One of the best performances at Bab Boujloud was the Gnawa-infused pop of Majda Yahyaoui, who sang with such power and benevolence that the kids in the audience, including girls, tried to climb the metal crowd-control gates to get closer.

“I love our heritage and I want to sing everything Moroccan,” said a smiling Yahyaoui as she donned a white and gold robe backstage after her performance. “I am the first white woman to sing Gnawan music,” she added proudly. Yahyaoui is known for singing Malhoun, another traditionally male genre, and was quick to stress that women used to be forbidden to sing in public (still the law in some Muslim countries). “So there’s been progress!”

The Sufi Nights series surprisingly had the most maniacally delirious, memorable and hypnotizing, performance of the festival, the Ouled Kamar Gnaoua Ensemble. The eight-man ensemble, dressed in brightly colored silken robes embroidered with seashells, took turns singing and dancing across the stage, at first acrobatically, and once with bound feet. They called out to various saints, clapped, sprinkled oils, playing the hejhouj and tinny qarqabas. A steady, reciprocal delirium grew over the course of three hours between the ensemble and the audience, making several teenage girls in the tightly packed garden dramatically flail their hair around, one of whom had to be calmed down by her mother.

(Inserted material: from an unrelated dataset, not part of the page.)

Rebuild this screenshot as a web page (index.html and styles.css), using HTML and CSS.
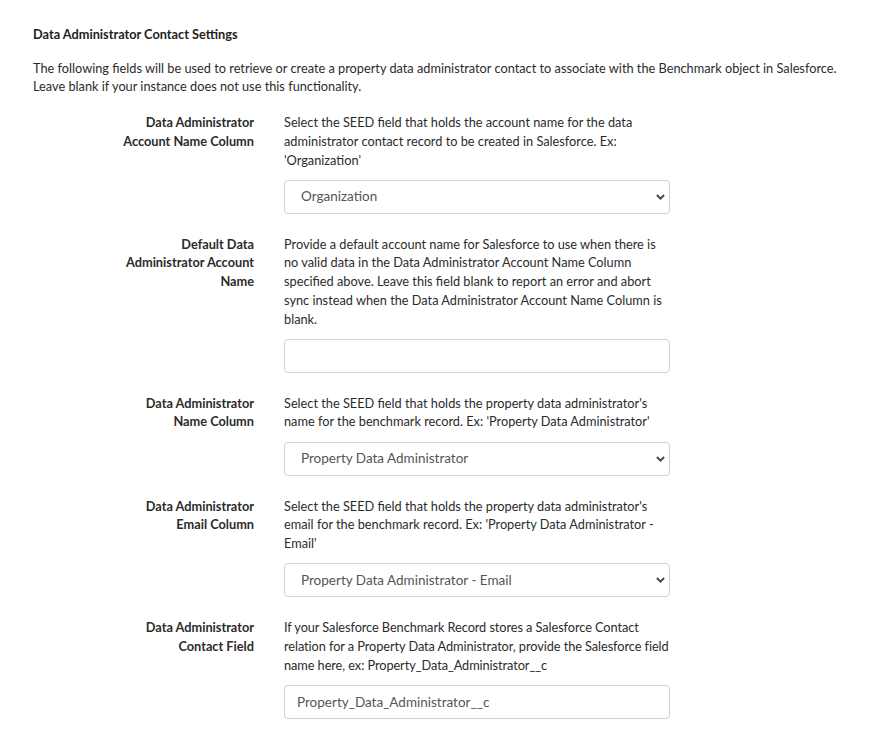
FILE: index.html
```html
<!DOCTYPE html>
<html lang="en">
<head>
<meta charset="utf-8">
<title>Data Administrator Contact Settings</title>
<link rel="stylesheet" href="styles.css">
</head>
<body>
<div class="page">
  <h3 class="title">Data Administrator Contact Settings</h3>
  <p class="intro">The following fields will be used to retrieve or create a property data administrator contact to associate with the Benchmark object in Salesforce. Leave blank if your instance does not use this functionality.</p>

  <div class="form">
    <div class="row">
      <div class="label">Data Administrator Account Name Column</div>
      <div class="field">
        <p class="help">Select the SEED field that holds the account name for the data administrator contact record to be created in Salesforce. Ex: 'Organization'</p>
        <div class="select"><span>Organization</span><svg class="chev" viewBox="0 0 9 6" width="9" height="6"><path d="M0.9 1l3.6 3.6 3.6-3.6" fill="none" stroke="#444" stroke-width="1.9"/></svg></div>
      </div>
    </div>

    <div class="row">
      <div class="label">Default Data Administrator Account Name</div>
      <div class="field">
        <p class="help">Provide a default account name for Salesforce to use when there is no valid data in the Data Administrator Account Name Column specified above. Leave this field blank to report an error and abort sync instead when the Data Administrator Account Name Column is blank.</p>
        <div class="input"></div>
      </div>
    </div>

    <div class="row">
      <div class="label">Data Administrator Name Column</div>
      <div class="field">
        <p class="help">Select the SEED field that holds the property data administrator's name for the benchmark record. Ex: 'Property Data Administrator'</p>
        <div class="select"><span>Property Data Administrator</span><svg class="chev" viewBox="0 0 9 6" width="9" height="6"><path d="M0.9 1l3.6 3.6 3.6-3.6" fill="none" stroke="#444" stroke-width="1.9"/></svg></div>
      </div>
    </div>

    <div class="row">
      <div class="label">Data Administrator Email Column</div>
      <div class="field">
        <p class="help">Select the SEED field that holds the property data administrator's email for the benchmark record. Ex: 'Property Data Administrator - Email'</p>
        <div class="select"><span>Property Data Administrator - Email</span><svg class="chev" viewBox="0 0 9 6" width="9" height="6"><path d="M0.9 1l3.6 3.6 3.6-3.6" fill="none" stroke="#444" stroke-width="1.9"/></svg></div>
      </div>
    </div>

    <div class="row">
      <div class="label">Data Administrator Contact Field</div>
      <div class="field">
        <p class="help help-tight">If your Salesforce Benchmark Record stores a Salesforce Contact relation for a Property Data Administrator, provide the Salesforce field name here, ex: Property_Data_Administrator__c</p>
        <div class="input"><span>Property_Data_Administrator__c</span></div>
      </div>
    </div>
  </div>
</div>
</body>
</html>
```

FILE: styles.css
```css
html, body {
  margin: 0;
  padding: 0;
  background: #fff;
}
body {
  font-family: "Lato", "Liberation Sans", sans-serif;
  font-size: 12.75px;
  line-height: 18.7px;
  color: #2b2b2b;
}
.page {
  padding: 25px 0 0 33px;
  width: 820px;
}
.title {
  margin: 0;
  font-size: 12.75px;
  font-weight: bold;
  color: #222;
}
.intro {
  margin: 15px 0 0;
}
.form {
  margin: 17px 0 0 81px;
  display: flex;
  flex-direction: column;
  gap: 21px;
}
.row {
  display: grid;
  grid-template-columns: 140px 386px;
  column-gap: 30px;
}
.label {
  text-align: right;
  font-weight: bold;
  color: #2b2b2b;
}
.help {
  margin: 0 0 10.5px;
}
.help-tight {
  letter-spacing: -0.07px;
}
.select, .input {
  box-sizing: border-box;
  height: 34px;
  border: 1px solid #d0d0d0;
  border-radius: 4px;
  display: flex;
  align-items: center;
  color: #555;
  font-size: 13.5px;
}
.select {
  padding: 0 4px 0 16px;
  justify-content: space-between;
}
.input {
  margin-top: 2px;
  padding: 0 12px;
}
.chev {
  display: block;
}
```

Most foreigners had made discreet exits by this point, although a few remained, one of them being the Boston-based composer Osvaldo Golijov, who was “mind-boggled” by what was unfolding. Three men in steady progression fell into trances, each crawling on stage on his hands and knees. One man, seemingly in a state of hypnosis danced around, his eyes little slits, while the other two convulsed and had to eventually be carried off the stage by security.